Se hizo justicia a esta reclamación altiva. Inmediatamente fueron presentados a la multitud. Revocato, Saturnino y Saturo amenazaban a los espectadores con la venganza divina. Perpetua cantaba.

Al llegar ante Hilariano, le dijeron:

—Tú nos juzgas a nosotros, pero Dios te juzgará a ti.

El pueblo, irritado, pidió que se les hiciese pasar ante los bestiarios, armados de látigos. Ellos aceptaron la flagelación, acordándose de Cristo. Soltaron las bestias. Revocato y Saturnino fueron destrozados por un oso. En cambio, parecía que los animales tuviesen miedo de acercarse a Saturo. Un jabalí lanzado contra él hirió mortalmente al guarda; un oso se negó tenazmente a salir de la fosa. Entre tanto, el mártir hablaba tranquilamente con un soldado de la curia, que en la prisión se había mostrado muy humano con los mártires y estaba casi convertido.

—Ya lo ves—le decía—; como te lo anuncié antes, las fieras no se atreven a acercarse a mí. Pero apresúrate a creer en el Cristo, porque van a soltar un leopardo y ése me matará de una dentellada.

Poco después llegó el animal, dejando al mártir bañado en su sangre. «Bien lavado está, bien lavado», gritaba el público, aludiendo al bautismo. El moribundo pudo aún decir a su amigo:

—Adiós, acuérdate de mí; que no te turbe este espectáculo, sino que te confirme.

Pidióle un anillo, y se lo devolvió empapado en su sangre. Acto seguido apareció el espoliario, encargado de dar el golpe de gracia.

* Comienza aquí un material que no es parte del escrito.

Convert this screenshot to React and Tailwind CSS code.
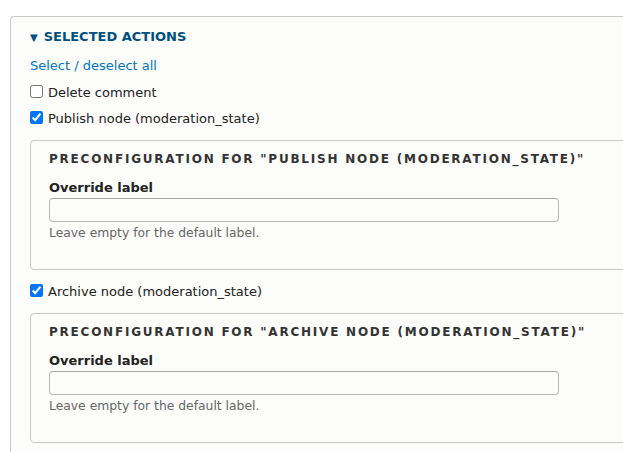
import React from 'react';

// Một khối cấu hình con cho từng action đã chọn
function Preconfig({ name }) {
  return (
    <div className="mt-[13px] w-[640px] border border-[#c9c9c7] rounded-sm bg-[#fcfcfa] pl-[18px] pt-[10px] pb-[28px]">
      <div className="text-[12px] leading-4 font-bold uppercase tracking-[0.148em] text-[#333]">
        Preconfiguration for "{name}"
      </div>
      <div className="mt-3 text-[13px] leading-[18px] font-bold text-[#222]">Override label</div>
      <input
        type="text"
        className="mt-[1px] block w-[510px] h-6 border border-[#b8b8b6] border-t-[#a5a5a3] rounded-sm bg-[#fcfcfa] px-2 text-[13px] outline-none"
      />
      <div className="mt-[3px] text-[12.35px] leading-4 text-[#666]">Leave empty for the default label.</div>
    </div>
  );
}

function Check({ label, checked, className = '' }) {
  return (
    <label className={`flex items-center h-5 text-[13px] text-[#222] ${className}`}>
      <input type="checkbox" defaultChecked={checked} className="m-0 mr-[5px] w-[13px] h-[13px]" />
      <span className="pt-[4px]">{label}</span>
    </label>
  );
}

export default function App() {
  return (
    <div
      className="h-[452px] w-[623px] overflow-hidden bg-white"
      style={{ fontFamily: '"DejaVu Sans", Verdana, sans-serif' }}
    >
      <div className="ml-[10px] mt-[16px] w-[660px] h-[460px] border-l border-t border-[#c9c9c7] rounded-tl-sm bg-[#fcfcfa] pl-[19px] pt-[11px]">
        <div className="flex items-center h-[18px] text-[13px] font-bold uppercase text-[#004f80]">
          <span className="text-[10px] mr-[6px]">▼</span>
          Selected actions
        </div>
        <div className="mt-[11px] h-[18px] leading-[18px] text-[13px] text-[#0074bd]">Select / deselect all</div>
        <Check className="mt-[6px]" label="Delete comment" />
        <Check className="mt-[6px]" label="Publish node (moderation_state)" checked />
        <div className="mt-[1px]">
          <Preconfig name="Publish node (moderation_state)" />
        </div>
        <Check className="mt-[10px]" label="Archive node (moderation_state)" checked />
        <Preconfig name="Archive node (moderation_state)" />
      </div>
    </div>
  );
}
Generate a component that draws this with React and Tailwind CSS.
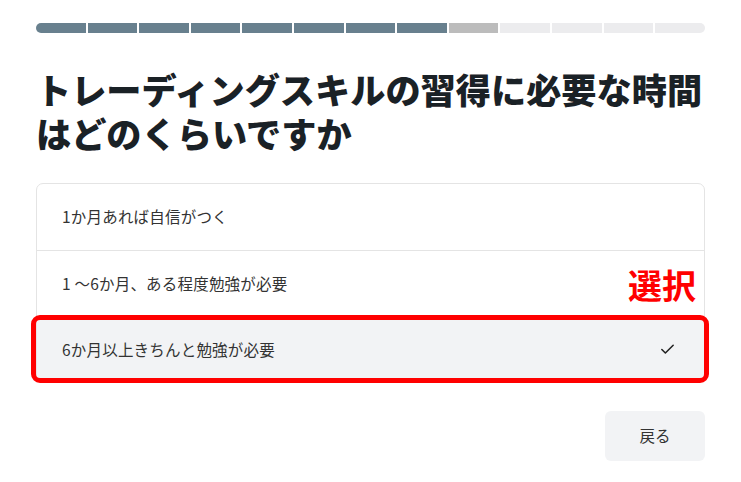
import { Check } from 'lucide-react';

const steps = Array.from({ length: 13 }, (_, i) => (i < 8 ? 'done' : i === 8 ? 'current' : 'todo'));

const options = ['1か月あれば自信がつく', '1 ～6か月、ある程度勉強が必要', '6か月以上きちんと勉強が必要'];

export default function App() {
  return (
    <div
      className="w-[741px] h-[482px] bg-white px-9 pt-[23px] text-[#333]"
      style={{ fontFamily: '"Noto Sans CJK JP", "Noto Sans", sans-serif' }}
    >
      {/* progress */}
      <div className="flex gap-[2px] h-[10px] rounded-full overflow-hidden">
        {steps.map((s, i) => (
          <div
            key={i}
            className={
              'flex-1 ' +
              (s === 'done' ? 'bg-[#68808e]' : s === 'current' ? 'bg-[#bcbcbc]' : 'bg-[#ececee]')
            }
          />
        ))}
      </div>

      <h1 className="mt-[34px] text-[35.2px] leading-[44px] font-black text-[#1a2126]">
        トレーディングスキルの習得に必要な時間はどのくらいですか
      </h1>

      <div className="relative mt-[28px] border border-[#e4e4e4] rounded-[7px]">
        {options.map((o, i) => {
          const selected = i === 2;
          return (
            <div
              key={o}
              className={
                'relative h-[66px] flex items-center justify-between pl-[25px] pr-[28px] text-[15.5px] tracking-[0.2px] ' +
                (i > 0 ? 'border-t border-[#e4e4e4] ' : '') +
                (selected ? 'bg-[#f2f3f5] rounded-b-[7px]' : '')
              }
            >
              <span>{o}</span>
              {selected && <Check size={17} strokeWidth={2.2} className="text-[#222]" />}
              {selected && (
                <div className="absolute -left-[6px] -right-[5px] -top-[2px] -bottom-[1px] border-[5px] border-[#ff0000] rounded-[9px]" />
              )}
            </div>
          );
        })}
        <span className="absolute right-[8px] top-[81px] text-[34px] leading-[40px] font-bold text-[#ff0000]">
          選択
        </span>
      </div>

      <div className="mt-[28px] flex justify-end">
        <button className="w-[100px] h-[50px] rounded-[6px] bg-[#f2f3f5] text-[15.5px] text-[#333]">戻る</button>
      </div>
    </div>
  );
}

Entre tanto, había empezado el suplicio de las dos mujeres. Habíaselas expuesto a una vaca furiosa, despojadas de sus vestidos y envueltas en una red, según era la costumbre. La delicadeza aristocrática de Perpetua y la debilidad de su compañera, cuyos senos apenas podían retener la leche, inspiraron en la multitud un sentimiento de compasión, y accediendo a sus gritos, se les devolvieron sus vestidos. Perpetua recibió el primer golpe. Levantada en el aire por la vaca, vino a caer de espalda. En la caída, su túnica se rompió y sus cabellos se desataron. Deseando morir decorosamente, como la Polixene de Eurípides, recogió los pliegues de su vestidura y los dispuso en orden; después, no queriendo, en su doble altivez, recibir a la muerte con los cabellos desparramados, como una mujer en duelo, recogiólos con donaire, y con un broche los sujetó en la frente. Así adornada, se levantó, y viendo no lejos de ella a Felicidad tendida en el suelo, dióle la mano y la levantó. Conmovido por este espectáculo, clamó el pueblo que no quería ser testigo de su muerte; y, en consecuencia, las dos mártires salieron del anfiteatro por la puerta de los vivos.

Al otro lado se encontró Perpetua un catecúmeno, llamado Rústico, que seguía con admiración todos estos incidentes.

—Pero, ¿cuándo nos exponen a esa vaca? — preguntó la heroína, que en el éxtasis de su felicidad había perdido la noción de cuanto acababa de suceder.

Sus heridas la volvieron a la realidad, y con sus heridas las palabras de los cristianos que se iban juntando a Rústico.

—Permaneced firmes en la fe—les decía ella—; amaos los unos a los otros; no os escandalicéis de nuestros sufrimientos.

La compasión del público había sido una ráfaga pasajera. Arrepentido de su flaqueza, empezó a gritar que quería ver morir a las dos mujeres. Introdujéronlas de nuevo en el anfiteatro. Diéronse el beso de la paz y aguardaron el golpe tranquilamente. Ante Perpetua presentóse un gladiador novicio, que temblaba de inexperiencia o de emoción. El primer golpe, mal dirigido, vino a dar en el hombro. Perpetua no puro contener un grito. Después, cogiendo la mano del verdugo, puso ella misma la punta del cuchillo sobre su garganta.

Las actas que nos cuentan este precioso martirio y que tienen, en parte, todo el encanto de una autobiografía, son uno de los documentos más puros y más hermosos de la antigüedad cristiana.